Purpose of RAINN Evaluation Data

It provides evidence that the online hotline is meeting its goals.

  • 72% of users report high overall satisfaction and 16% report low satisfaction; the mean rating for each evaluation question is above 4.0.
  • 91% of users find the NSAOH easy to use.
  • 2011 consumer satisfaction was significantly higher that 2010 consumer satisfaction for each evaluation question.

It provides information for program improvement. The evaluator meets with RAINN administration to discuss the evaluation results and their implications.

  • Why are 20% of sessions shorter than 10 minutes? Do some topics require longer sessions than others?”
  • What can be done to identify and train volunteers who receive ratings lower than 3.0 in “volunteer knowledge and skills”?
  • Only one visitor session resulted in mandatory reporting. Why is that, since 12% of calls involve incidents related to a minor?

Provides information for future training.

  • The staff/volunteer needed help from a supervisor with a suicidal user in 18% of sessions. Is more or different training needed in this area?
  • Seven staff/volunteers provided qualitative comments that they were uncomfortable dealing with issues of gang rape. This suggests that training in that area needs to be included.

Provides insights about the nature of online hotline users.
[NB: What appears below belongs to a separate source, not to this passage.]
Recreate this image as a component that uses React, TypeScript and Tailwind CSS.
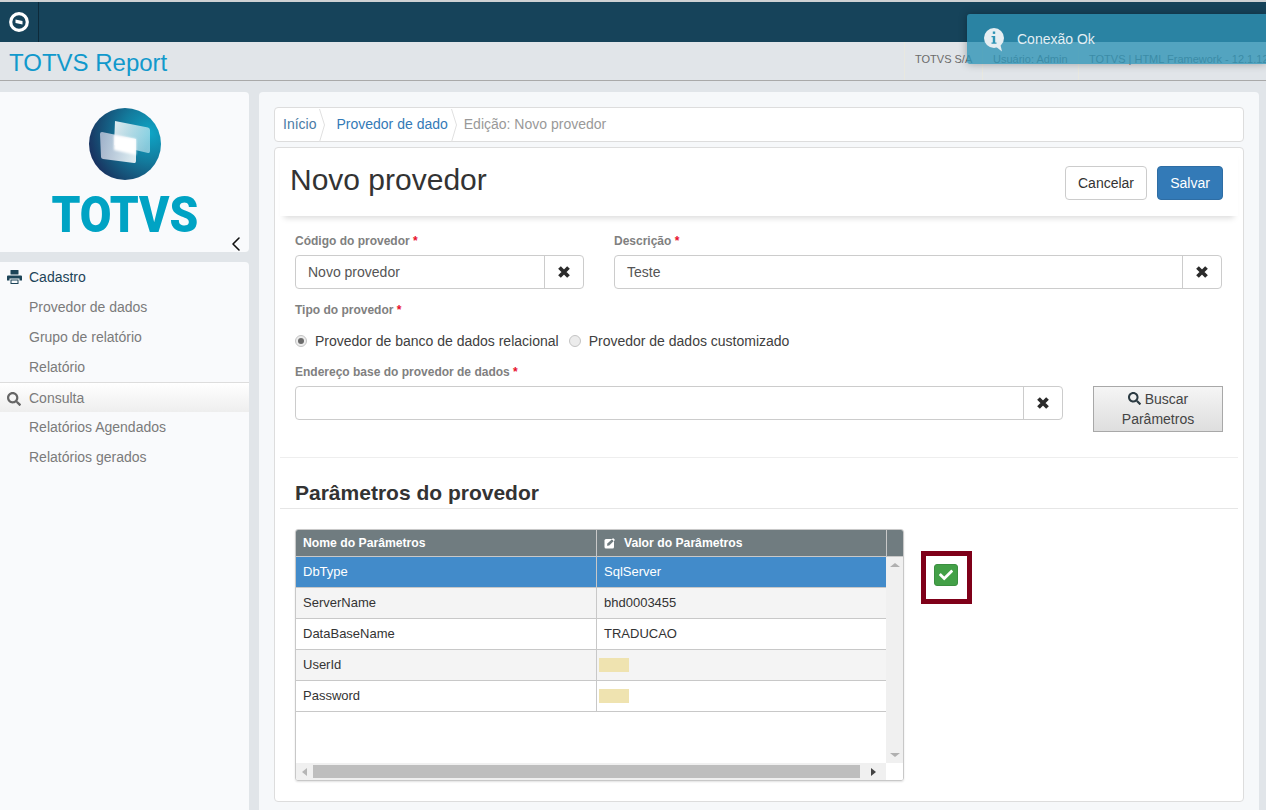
import React from 'react';
import { ChevronLeft } from 'lucide-react';
import { FaCheck, FaSearch } from 'react-icons/fa';

const SphereLogo: React.FC = () => (
    <svg width="74" height="74" viewBox="0 0 74 74">
        <defs>
            <radialGradient id="sphere" cx="0.85" cy="0.35" r="1">
                <stop offset="0" stopColor="#0ea5c6" />
                <stop offset="0.4" stopColor="#137a9c" />
                <stop offset="0.75" stopColor="#17476f" />
                <stop offset="1" stopColor="#1b1d52" />
            </radialGradient>
            <linearGradient id="backCard" x1="0" y1="0.2" x2="1" y2="0.6">
                <stop offset="0" stopColor="#ffffff" stopOpacity="0.85" />
                <stop offset="1" stopColor="#d4eef5" stopOpacity="0.6" />
            </linearGradient>
            <linearGradient id="frontCard" x1="0" y1="0.3" x2="1" y2="0.6">
                <stop offset="0" stopColor="#cfd3e6" stopOpacity="0.75" />
                <stop offset="1" stopColor="#ffffff" stopOpacity="0.85" />
            </linearGradient>
            <filter id="soft" x="-30%" y="-30%" width="160%" height="160%">
                <feGaussianBlur stdDeviation="1.200" />
            </filter>
        </defs>
        <circle cx="37" cy="36" r="36" fill="url(#sphere)" />
        <path d="M27 13 L60 19.500 Q62 20 62 22 L62 43 Q62 45.500 60 45 L26 37 Z" fill="url(#backCard)" />
        <path d="M14 24 L48 31 L48 53 Q48 55.500 46 55 L15 51 Q13 50.500 13 49 L12 26 Q12 24 14 24 Z" fill="url(#frontCard)" />
        <path d="M26 27 L48 31 L48 47 L26 42 Z" fill="#ffffff" filter="url(#soft)" />
    </svg>
);

const PrintIcon: React.FC = () => (
    <svg width="15" height="14" viewBox="0 0 15 14" className="mr-[7px]">
        <rect x="3.500" y="0" width="8" height="4.500" rx="0.500" fill="#1d4458" />
        <path d="M1 5.500 H14 Q15 5.500 15 6.500 V10.500 H12.500 V8.500 H2.500 V10.500 H0 V6.500 Q0 5.500 1 5.500 Z" fill="#1d4458" />
        <path d="M3.500 9.500 H11.500 V14 H3.500 Z M4.500 10.500 V13 H10.500 V10.500 Z" fill="#1d4458" fillRule="evenodd" />
    </svg>
);

const ClearIcon: React.FC = () => (
    <svg width="14" height="14" viewBox="0 0 14 14">
        <path d="M2.500 2.500 L11.500 11.500 M11.500 2.500 L2.500 11.500" stroke="#2b2b2b" strokeWidth="3.800" fill="none" />
    </svg>
);

const EditIcon: React.FC = () => (
    <svg width="12" height="12" viewBox="0 0 12 12" className="mr-[8px]">
        <rect x="0.500" y="2" width="9.500" height="9.500" rx="1.500" fill="#ffffff" />
        <path d="M3 8.700 L3.400 6.500 L8 2.200 L9.800 4 L5.200 8.500 Z" fill="#707c80" />
        <path d="M9 1 L11 3 L9.800 4 L8 2.200 Z" fill="#ffffff" />
    </svg>
);

const Crumb: React.FC = () => (
    <span className="ml-[3px] w-[6px] h-[12px]">
        <svg width="6" height="33" viewBox="0 0 6 33" className="-mt-[10px]">
            <path d="M0.500 0 L5.500 16 L0.500 33" fill="none" stroke="#e0e0e0" />
        </svg>
    </span>
);

const SideItem: React.FC<{ label: string }> = ({ label }) => (
    <div className="h-[30px] pl-[29px] flex items-center text-[14px] text-[#7b7b7b]">{label}</div>
);

const FieldLabel: React.FC<{ label: string }> = ({ label }) => (
    <div className="h-[17px] text-[12px] leading-[17px] font-bold text-[#808080]">
        {label} <span className="text-[#e8112d]">*</span>
    </div>
);

const ClearInput: React.FC<{ value?: string; className: string }> = ({ value, className }) => (
    <div className={`h-[34px] flex border border-[#cccccc] rounded-[4px] bg-white ${className}`}>
        <div className="flex-1 pl-3 flex items-center text-[14px] text-[#555555]">{value}</div>
        <div className="w-[39px] border-l border-[#cccccc] flex items-center justify-center">
            <ClearIcon />
        </div>
    </div>
);

const Radio: React.FC<{ checked?: boolean; label: string }> = ({ checked, label }) => (
    <div className="flex items-center">
        <span className="w-[12px] h-[12px] rounded-full border border-[#c4c4c4] bg-[#ececec] flex items-center justify-center mr-[8px]">
            {checked && <span className="w-[6px] h-[6px] rounded-full bg-[#6b6b6b]" />}
        </span>
        <span className="text-[14px] text-[#404040]">{label}</span>
    </div>
);

const rows = [
    { name: 'ServerName', value: 'bhd0003455', odd: true },
    { name: 'DataBaseName', value: 'TRADUCAO', odd: false },
    { name: 'UserId', value: '', odd: true },
    { name: 'Password', value: '', odd: false },
];

const App: React.FC = () => {
    return (
        <div className="relative w-[1266px] h-[810px] overflow-hidden bg-[#e1e5e9] font-['Liberation_Sans',Arial,sans-serif]">
            {/* top bars */}
            <div className="h-[2px] bg-[#cfd2d4]" />
            <div className="h-[40px] bg-[#16435a] flex">
                <div className="w-[39px] border-r border-[#0d2a3a] flex items-center justify-center">
                    <svg width="20" height="20" viewBox="0 0 20 20">
                        <circle cx="10" cy="10" r="8.300" fill="none" stroke="#ffffff" strokeWidth="3.200" />
                        <path d="M6.500 7.500 L13.500 9 L13.500 12.500 L6.500 11 Z" fill="#ffffff" />
                    </svg>
                </div>
            </div>
            <div className="h-[39px] border-b border-[#a9a9a9] flex items-stretch">
                <div className="pl-[9px] text-[24px] leading-[42px] text-[#1199cc]">TOTVS Report</div>
                <div className="ml-auto flex text-[11px] leading-[35px] text-[#6b6b6b] w-[362px] shrink-0 whitespace-nowrap overflow-hidden">
                    <div className="w-[78px] shrink-0 pl-[10px] border-l border-[#e8e8e0]">TOTVS S/A</div>
                    <div className="w-[96px] shrink-0 pl-[10px] border-l border-[#e8e8e0]">Usuário: Admin</div>
                    <div className="shrink-0 pl-[10px] border-l border-[#e8e8e0]">TOTVS | HTML Framework - 12.1.12</div>
                </div>
            </div>

            <div className="flex pt-[11px]">
                {/* sidebar */}
                <aside className="w-[249px] shrink-0">
                    <div className="relative h-[160px] bg-[#f9fafc] rounded-r-[4px] flex flex-col items-center pt-[16px]">
                        <SphereLogo />
                        <div className="mt-[8px] text-[50px] leading-[50px] font-black font-['Roboto',sans-serif] scale-x-[0.92] text-[#00a3c4]">TOTVS</div>
                        <ChevronLeft size={24} strokeWidth={1.600} className="absolute right-px -bottom-1 text-[#111111]" />
                    </div>
                    <div className="mt-[10px] h-[548px] bg-[#f9fafc] rounded-tr-[4px]">
                        <div className="h-[30px] pl-[7px] flex items-center text-[14px] text-[#1d4458]">
                            <PrintIcon />
                            Cadastro
                        </div>
                        <SideItem label="Provedor de dados" />
                        <SideItem label="Grupo de relatório" />
                        <SideItem label="Relatório" />
                        <div className="h-[30px] pl-[7px] pt-[2px] flex items-center text-[14px] text-[#7b7b7b] border-t border-[#dddddd] bg-gradient-to-b from-white to-[#eeeeee]">
                            <FaSearch size={14} className="mr-[8px] text-[#666666]" />
                            Consulta
                        </div>
                        <SideItem label="Relatórios Agendados" />
                        <SideItem label="Relatórios gerados" />
                    </div>
                </aside>

                {/* main */}
                <main className="ml-[10px] w-[1000px] h-[718px] bg-[#f6f8fa] rounded-t-[4px] px-[15px] pt-[15px]">
                    <div className="h-[35px] bg-white border border-[#dddddd] rounded-[4px] flex items-center pl-[8px] text-[14px]">
                        <span className="text-[#4a7ba6]">Início</span>
                        <Crumb />
                        <span className="ml-[11px] text-[#337ab7]">Provedor de dado</span>
                        <Crumb />
                        <span className="ml-[7px] text-[#999999]">Edição: Novo provedor</span>
                    </div>

                    <div className="mt-[5px] h-[655px] bg-white border border-[#dddddd] rounded-[4px]">
                        <div className="h-[68px] mx-[5px] pl-[10px] pr-[15px] flex items-start justify-between shadow-[0_6px_6px_-4px_rgba(0,0,0,0.15)]">
                            <h1 className="mt-[14px] text-[30px] leading-[36px] text-[#333333]">Novo provedor</h1>
                            <div className="mt-[18px] flex gap-[10px] text-[14px]">
                                <button className="w-[82px] h-[34px] border border-[#cccccc] rounded-[4px] bg-white text-[#333333]">Cancelar</button>
                                <button className="w-[66px] h-[34px] border border-[#2e6da4] rounded-[4px] bg-[#337ab7] text-white">Salvar</button>
                            </div>
                        </div>

                        <div className="px-[20px] pt-[17px]">
                            <div className="flex gap-[30px]">
                                <div className="w-[289px]">
                                    <FieldLabel label="Código do provedor" />
                                    <ClearInput value="Novo provedor" className="mt-[5px] w-[289px]" />
                                </div>
                                <div className="w-[608px]">
                                    <FieldLabel label="Descrição" />
                                    <ClearInput value="Teste" className="mt-[5px] w-[608px]" />
                                </div>
                            </div>
                            <div className="mt-[13px]"><FieldLabel label="Tipo do provedor" /></div>
                            <div className="mt-[12px] h-[20px] flex items-center gap-[10px]">
                                <Radio checked label="Provedor de banco de dados relacional" />
                                <Radio label="Provedor de dados customizado" />
                            </div>
                            <div className="mt-[13px]"><FieldLabel label="Endereço base do provedor de dados" /></div>
                            <div className="mt-[5px] flex items-start gap-[30px]">
                                <ClearInput className="w-[768px]" />
                                <button className="w-[130px] h-[46px] border border-[#a8a8a8] bg-gradient-to-b from-[#f5f5f5] to-[#dedede] text-[14px] leading-[20px] text-[#444444]">
                                    <FaSearch size={13} className="inline mr-[4px] -mt-[3px] text-[#2b3a42]" />
                                    Buscar
                                    <br />
                                    Parâmetros
                                </button>
                            </div>
                        </div>

                        <div className="mt-[25px] mx-[5px] h-px bg-[#eeeeee]" />
                        <div className="mx-[5px] h-[51px] border-b border-[#e6e6e6] pl-[15px] pt-[23px] text-[21px] leading-[23px] font-bold text-[#333333]">
                            Parâmetros do provedor
                        </div>

                        {/* grid */}
                        <div className="mt-[20px] ml-[20px] flex items-start">
                            <div className="w-[609px] h-[252px] border border-[#c8c8c8] rounded-[3px] shadow-[0_1px_2px_rgba(0,0,0,0.12)] overflow-hidden flex flex-col text-[13px]">
                                <div className="h-[27px] shrink-0 bg-[#707c80] border-b border-[#c8c8c8] flex font-bold text-[12.2px] text-white leading-[26px]">
                                    <div className="w-[301px] pl-[7px] border-r border-[#c8c8c8]">Nome do Parâmetros</div>
                                    <div className="w-[290px] pl-[7px] border-r border-[#c8c8c8] flex items-center">
                                        <EditIcon />
                                        Valor do Parâmetros
                                    </div>
                                </div>
                                <div className="flex flex-1 min-h-0">
                                    <div className="w-[590px] flex flex-col">
                                        <div className="h-[31px] bg-[#428bca] border-b border-[#c8c8c8] flex text-white leading-[30px]">
                                            <div className="w-[301px] pl-[7px] border-r border-[#c8c8c8]">DbType</div>
                                            <div className="pl-[7px]">SqlServer</div>
                                        </div>
                                        {rows.map((r) => (
                                            <div
                                                key={r.name}
                                                className={`h-[31px] border-b border-[#c8c8c8] flex text-[#333333] leading-[30px] ${r.odd ? 'bg-[#f4f4f4]' : 'bg-white'}`}
                                            >
                                                <div className="w-[301px] pl-[7px] border-r border-[#c8c8c8]">{r.name}</div>
                                                <div className="pl-[7px] flex items-center">
                                                    {r.value || <span className="-ml-[5px] -mt-px w-[30px] h-[14px] bg-[#efe3b0]" />}
                                                </div>
                                            </div>
                                        ))}
                                        <div className="mt-auto h-[17px] bg-[#f0f0f0] flex items-center">
                                            <div className="w-[17px] flex justify-center"><span className="border-y-[4px] border-r-[5px] border-y-transparent border-r-[#b5b5b5]" /></div>
                                            <div className="w-[547px] h-[13px] bg-[#bebebe]" />
                                            <div className="flex-1 flex justify-center"><span className="border-y-[4px] border-l-[5px] border-y-transparent border-l-[#444444]" /></div>
                                        </div>
                                    </div>
                                    <div className="w-[17px] flex flex-col">
                                        <div className="flex-1 bg-[#f0f0f0] flex flex-col items-center justify-between py-[6px]">
                                            <span className="border-x-[5px] border-b-[4px] border-x-transparent border-b-[#b0b0b0]" />
                                            <span className="border-x-[5px] border-t-[4px] border-x-transparent border-t-[#b0b0b0]" />
                                        </div>
                                        <div className="h-[17px] bg-white" />
                                    </div>
                                </div>
                            </div>

                            <div className="ml-[17px] mt-[22px] w-[51px] h-[53px] border-[5px] border-[#7f0019] flex items-start pt-[8px] pl-[8px]">
                                <div className="w-[24px] h-[22px] rounded-[3px] bg-[#43a047] border border-[#3b8f40] flex items-center justify-center text-white">
                                    <FaCheck size={14} />
                                </div>
                            </div>
                        </div>
                    </div>
                </main>
            </div>

            {/* toast */}
            <div className="absolute left-[967px] top-[14px] w-[299px] h-[50px] rounded-l-[3px] bg-[#2f94b5]/80 shadow-[0_0_8px_rgba(0,0,0,0.3)] flex items-center pl-[17px]">
                <svg width="20" height="24" viewBox="0 0 20 24" className="mt-[2px]">
                    <circle cx="10" cy="10" r="10" fill="#e6eef2" />
                    <path d="M11 18 L18 23.500 L16 15 Z" fill="#e6eef2" />
                    <rect x="8.800" y="3.500" width="2.400" height="2.400" fill="#2f94b5" />
                    <path d="M7.500 8 H11.200 V14.500 H12.500 V15.800 H7.500 V14.500 H8.800 V9.300 H7.500 Z" fill="#2f94b5" />
                </svg>
                <span className="ml-[13px] text-[14px] text-[#e3eef3]">Conexão Ok</span>
            </div>
        </div>
    );
};

export default App;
  • 86% of visitors are not in an immediate crisis.
  • Examination of the timeframe of the assault show that only 14% discussed an incident that occurred during the past few days and only 1 percent required a referral to 911.

Provides accountability to constituents.

  • The evaluation report is made available to board members, staff and funders.
  • Results of the evaluation were published in an academic journal to inform the larger human service community about RAINN (Finn, Garner, & Hughes, 2009).

Answer the following questions

  • List two examples from the data above that provide process evaluation?

  • What evidence from the user satisfaction data suggests that the online hotline is meeting its goals?

  • Some volunteers are rated low in “knowledge and skills”. Given that information, would you fire those volunteers? Why? If not, what would you do instead?